Al entrar en la iglesia me gusta mirar la imagen de María Inmaculada. La escultura que representa a la Santísima Virgen pisando la serpiente enemiga de la humanidad está en la mayoría de nuestros temples. En la capilla del Seminario de Barcelona, donde nos hemos formado tantos sacerdotes, la imagen de la Inmaculada Concepción ocupa el centro del ábside del altar mayor. Así dice la leyenda que flanquea la sagrada imagen:
Tota pulchra es Maria, et macula originalis non est in te (Eres plenamente bella María, y en ti no hay mancha de pecado original).
La Inmaculada Virgen María es la patrona de Europa, que ha tomado como símbolo la bandera de las doce estrellas en forma de corona sobre fondo azul, de acuerdo con la visión de Ap. 12, 1.
Eres plenamente bella María, y en ti no hay mancha de pecado original.

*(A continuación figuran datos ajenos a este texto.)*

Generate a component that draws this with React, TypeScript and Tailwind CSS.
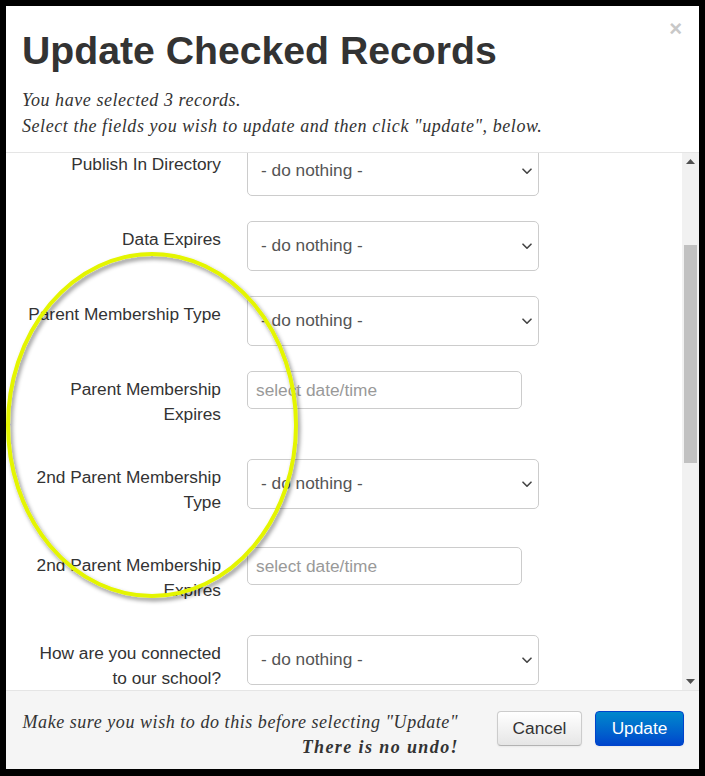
type Field = { label: string; kind: 'select' | 'date' }

const fields: Field[] = [
  { label: 'Publish In Directory', kind: 'select' },
  { label: 'Data Expires', kind: 'select' },
  { label: 'Parent Membership Type', kind: 'select' },
  { label: 'Parent Membership Expires', kind: 'date' },
  { label: '2nd Parent Membership Type', kind: 'select' },
  { label: '2nd Parent Membership Expires', kind: 'date' },
  { label: 'How are you connected to our school?', kind: 'select' },
]

function Chevron() {
  return (
    <svg width="10" height="7" viewBox="0 0 10 7" fill="none">
      <path d="M1 1.2 L5 5.2 L9 1.2" stroke="#444" strokeWidth="1.6" strokeLinecap="round" strokeLinejoin="round" />
    </svg>
  )
}

function FieldRow({ field }: { field: Field }) {
  return (
    <div className="flex items-start mb-[25px]">
      <label className="w-[198px] shrink-0 text-right pt-[6px] pb-[7px] leading-[25px] text-[17.3px] text-[#333]">
        {field.label}
      </label>
      <div className="ml-[26px]">
        {field.kind === 'select' ? (
          <div className="flex items-center justify-between w-[292px] h-[50px] pl-[13px] pr-[6px] border border-[#ccc] rounded-[5px] bg-white text-[17.3px] text-[#555]">
            <span>- do nothing -</span>
            <Chevron />
          </div>
        ) : (
          <input
            readOnly
            placeholder="select date/time"
            className="w-[275px] h-[38px] px-[8px] border border-[#ccc] rounded-[5px] bg-white text-[17.3px] text-[#555] placeholder:text-[#999] outline-none"
          />
        )}
      </div>
    </div>
  )
}

function Scrollbar() {
  return (
    <div className="w-[17px] shrink-0 flex flex-col bg-[#f1f1f1]">
      <div className="h-[17px] flex items-center justify-center">
        <svg width="9" height="5" viewBox="0 0 9 5">
          <path d="M0 5 L4.5 0 L9 5 Z" fill="#505050" />
        </svg>
      </div>
      <div className="flex-1 px-[2px]">
        <div className="mt-[75px] h-[218px] bg-[#c1c1c1]" />
      </div>
      <div className="h-[17px] flex items-center justify-center">
        <svg width="9" height="5" viewBox="0 0 9 5">
          <path d="M0 0 L4.5 5 L9 0 Z" fill="#505050" />
        </svg>
      </div>
    </div>
  )
}

export default function App() {
  const sans = "font-['Liberation_Sans',Arial,sans-serif]"
  const serif = "font-['Liberation_Serif','Times_New_Roman',serif]"

  return (
    <div className={`relative w-[705px] h-[776px] bg-black pt-[6px] px-[6px] pb-[7px] ${sans}`}>
      <div className="flex flex-col h-full bg-white">
        {/* header */}
        <div className="shrink-0 border-b border-[#e5e5e5] pt-[23px] pb-[13px] pl-[16px] pr-[16px]">
          <div className="flex items-start justify-between">
            <h1 className="text-[39.2px] leading-[43px] font-bold text-[#333]">Update Checked Records</h1>
            <button className="-mt-[11px] mr-[1px] text-[22px] font-bold leading-none text-[#c8c8c8]">×</button>
          </div>
          <div className={`mt-[15px] italic text-[18px] leading-[26px] text-[#333] tracking-[0.56px] ${serif}`}>
            <p>You have selected 3 records.</p>
            <p>Select the fields you wish to update and then click "update", below.</p>
          </div>
        </div>

        {/* body */}
        <div className="flex flex-1 min-h-0">
          <div className="flex-1 overflow-hidden pl-[17px]">
            <div className="-mt-[7px]">
              {fields.map((f) => (
                <FieldRow key={f.label} field={f} />
              ))}
            </div>
          </div>
          <Scrollbar />
        </div>

        {/* footer */}
        <div className="shrink-0 h-[79px] flex items-start border-t border-[#e5e5e5] bg-[#f5f5f5] pt-[19px] pl-[12px] pr-[15px]">
          <div className={`flex-1 mr-[39px] text-right italic whitespace-nowrap text-[18px] leading-[25px] text-[#333] tracking-[0.55px] ${serif}`}>
            <p>Make sure you wish to do this before selecting "Update"</p>
            <p className="font-bold tracking-[1.4px] -mr-[1px]">There is no undo!</p>
          </div>
          <button className="mt-[1px] w-[85px] h-[35px] rounded-[4px] border border-[#ccc] border-b-[#b3b3b3] bg-gradient-to-b from-white to-[#e6e6e6] text-[17.3px] text-[#333] shadow-[0_1px_2px_rgba(0,0,0,0.05)]">
            Cancel
          </button>
          <button className="mt-[1px] ml-[13px] w-[89px] h-[35px] rounded-[4px] border border-[#0044cc] bg-gradient-to-b from-[#0088cc] to-[#0044cc] text-[17.3px] text-white shadow-[0_1px_2px_rgba(0,0,0,0.05)]">
            Update
          </button>
        </div>
      </div>

      {/* highlighter annotation */}
      <svg className="absolute inset-0 pointer-events-none" width="705" height="776" viewBox="0 0 705 776">
        <defs>
          <filter id="hl-shadow" x="-20%" y="-20%" width="140%" height="140%">
            <feDropShadow dx="2" dy="3" stdDeviation="2" floodColor="#000" floodOpacity="0.45" />
          </filter>
        </defs>
        <ellipse cx="152" cy="425" rx="144" ry="171" fill="none" stroke="#e4f500" strokeWidth="4" filter="url(#hl-shadow)" />
      </svg>
    </div>
  )
}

En virtud de la elección divina, que hizo de María la madre del Verbo de Dios hecho hombre, la Santísima Virgen fue preservada de la mancha original. No se trata tanto de un privilegio que sustrajera a María de la condición humana como de una anticipación de la obra salvadora de Jesucristo, que en María se convirtió en prevención. María fue redimida del pecado original porque fue liberada anticipadamente de él en previsión de los méritos de su Hijo, para que fuera así una digna morada de Dios, que se dignó a a asumir nuestra naturaleza mortal para realizar la obra de la redención.
Eres plenamente bella María, y en ti no hay mancha de pecado original. Al venir a este mundo, nacemos condicionados por el peso del mal y del pecado que aquí gravitan; así se expresa en el salmo 51, un hermoso canto penitencial: «Tú sabes que en la culpa nací, pecador me concibió mi madre» (v. 7). Pero
tanto amó Dios al mundo que entregó a su Hijo único para que no perezca nadie de los que creen en él, sino que tengan vida eterna. (Jn. 3, 16).

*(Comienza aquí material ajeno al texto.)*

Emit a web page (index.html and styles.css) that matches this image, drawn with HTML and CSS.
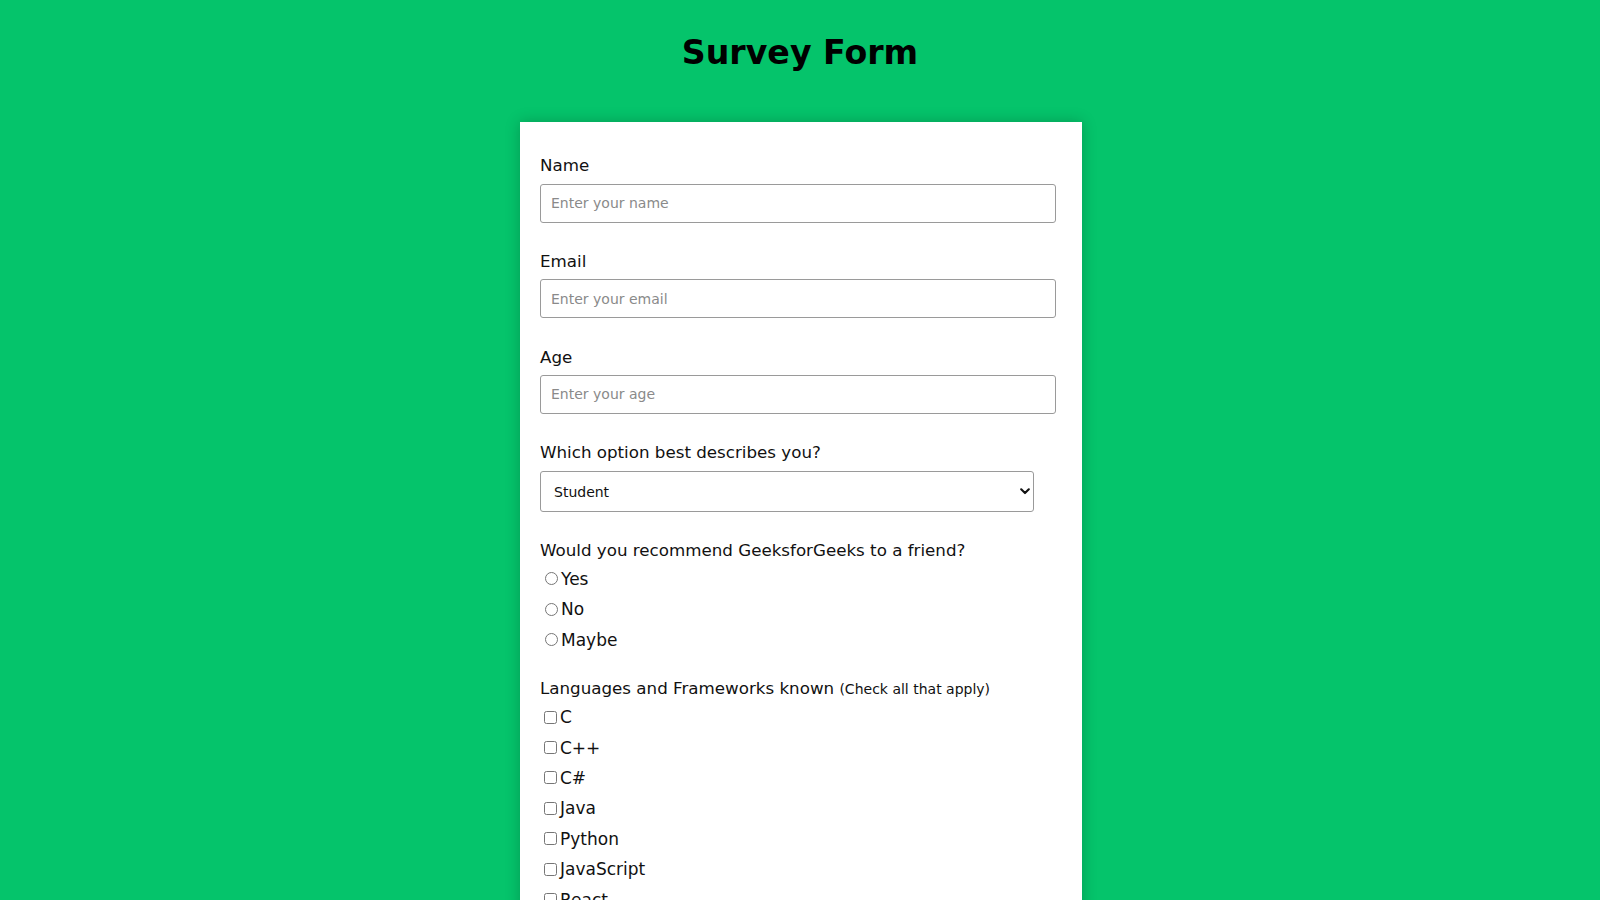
FILE: index.html
```html
<!DOCTYPE html>
<html lang="en">
<head>
<meta charset="utf-8">
<title>Survey Form</title>
<link rel="stylesheet" href="styles.css">
</head>
<body>
<header class="page-header">
  <h1 class="title">Survey Form</h1>
</header>
<main class="page">
  <form class="card">
    <div class="field">
      <label class="field-label" for="name">Name</label>
      <input class="text-input" id="name" type="text" placeholder="Enter your name">
    </div>
    <div class="field">
      <label class="field-label" for="email">Email</label>
      <input class="text-input" id="email" type="email" placeholder="Enter your email">
    </div>
    <div class="field">
      <label class="field-label" for="age">Age</label>
      <input class="text-input" id="age" type="number" placeholder="Enter your age">
    </div>
    <div class="field field-select">
      <label class="field-label select-label" for="role">Which option best describes you?</label>
      <div class="select-wrap">
        <select class="select" id="role">
          <option>Student</option>
          <option>Intern</option>
          <option>Professional</option>
          <option>Other</option>
        </select>
        <svg class="chevron" width="10" height="7" viewBox="0 0 10 7" aria-hidden="true"><path d="M1.2 1.3 L5 5.1 L8.8 1.3" fill="none" stroke="#111" stroke-width="2.1" stroke-linecap="round" stroke-linejoin="round"/></svg>
      </div>
    </div>
    <div class="field field-radios">
      <p class="field-label group-label">Would you recommend GeeksforGeeks to a friend?</p>
      <label class="option radio-option"><input type="radio" name="rec" value="yes">Yes</label>
      <label class="option radio-option"><input type="radio" name="rec" value="no">No</label>
      <label class="option radio-option"><input type="radio" name="rec" value="maybe">Maybe</label>
    </div>
    <div class="field">
      <p class="field-label group-label">Languages and Frameworks known <span class="hint">(Check all that apply)</span></p>
      <label class="option check-option"><input type="checkbox" value="c">C</label>
      <label class="option check-option"><input type="checkbox" value="cpp">C++</label>
      <label class="option check-option"><input type="checkbox" value="cs">C#</label>
      <label class="option check-option"><input type="checkbox" value="java">Java</label>
      <label class="option check-option"><input type="checkbox" value="python">Python</label>
      <label class="option check-option"><input type="checkbox" value="js">JavaScript</label>
      <label class="option check-option"><input type="checkbox" value="react">React</label>
    </div>
  </form>
</main>
</body>
</html>
```

FILE: styles.css
```css
* { box-sizing: border-box; }

html, body {
  margin: 0;
  padding: 0;
}

body {
  background: #05c46b;
  font-family: "DejaVu Sans", Verdana, sans-serif;
  color: #111;
  min-height: 100vh;
}

.page-header {
  padding-top: 33px;
  padding-bottom: 49.4px;
  text-align: center;
}

.title {
  margin: 0;
  font-size: 33.2px;
  line-height: 40px;
  font-weight: bold;
  color: #000;
}

.page {
  display: flex;
  justify-content: center;
  padding-left: 2px;
}

.card {
  width: 562px;
  background: #fff;
  padding: 32px 20px 40px 20px;
  box-shadow: 0 0 14px rgba(0, 0, 0, 0.22);
}

.field {
  margin-bottom: 27.4px;
}

.field-label {
  display: block;
  margin: 0 0 8.5px 0;
  padding-top: 1px;
  font-size: 16.7px;
  line-height: 20px;
  color: #111;
}

.text-input {
  display: block;
  width: 516.3px;
  height: 38.7px;
  padding: 0 10px;
  border: 1px solid #9a9a9a;
  border-radius: 3px;
  font-family: "DejaVu Sans", Verdana, sans-serif;
  font-size: 14px;
  color: #111;
  background: #fff;
  outline: none;
}

.text-input::placeholder {
  color: #8a8a8a;
}

.text-input::-webkit-outer-spin-button,
.text-input::-webkit-inner-spin-button {
  -webkit-appearance: none;
  margin: 0;
}

.field-select {
  margin-bottom: 26.8px;
}

.select-label {
  margin-bottom: 9.3px;
}

.select-wrap {
  position: relative;
  width: 494px;
}

.select {
  display: block;
  width: 100%;
  height: 40.8px;
  padding: 0 30px 0 13px;
  border: 1px solid #9a9a9a;
  border-radius: 3px;
  background: #fff;
  font-family: "DejaVu Sans", Verdana, sans-serif;
  font-size: 14px;
  color: #111;
  -webkit-appearance: none;
  appearance: none;
  outline: none;
}

.chevron {
  position: absolute;
  right: 4px;
  top: 17px;
  pointer-events: none;
}

.field-radios {
  margin-bottom: 21.6px;
}

.group-label {
  margin-bottom: 3.3px;
}

.option {
  display: flex;
  align-items: center;
  font-size: 17px;
  color: #111;
}

.radio-option {
  height: 30.6px;
}

.check-option {
  height: 30.4px;
}

.radio-option input {
  margin: 0 3px 0 5px;
  width: 13px;
  height: 13px;
}

.check-option input {
  margin: 0 3px 0 4px;
  width: 13px;
  height: 13px;
}

.hint {
  font-size: 14px;
}
```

En el Bautismo se nos limpia de pecado y somos incorporados a Cristo resucitado; por eso el Bautismo es el nuevo nacimiento a la vida de la gracia, nuestra «concepción inmaculada» personal como hijos de Dios, regenerados y santificados por Cristo. El don que recibió María en su concepción lo recibimos nosotros en el Bautismo, y así podemos vivir una vida nueva, marcada por la pureza y la santidad, tal como dice el Apóstol a los corintios:
Ha sido inmolado Cristo, nuestro cordero pascual. Por eso celebramos Pascua viviendo no con la levadura vieja de la maldad y perversidad, sino con los panes ázimos de la sinceridad y la verdad. (1 Co 5,7-8).
María Inmaculada es estímulo y ejemplo para todo cristiano, nadie como ella vivió jamás más intensamente la felicitación a los puros de corazón:
Bienaventurados los limpios de corazón, porque verán a Dios (Mt.5,8)
así debemos ser los cristianos, viviendo en la esperanza de la llegada del Señor, a quien deseamos ver cara a cara.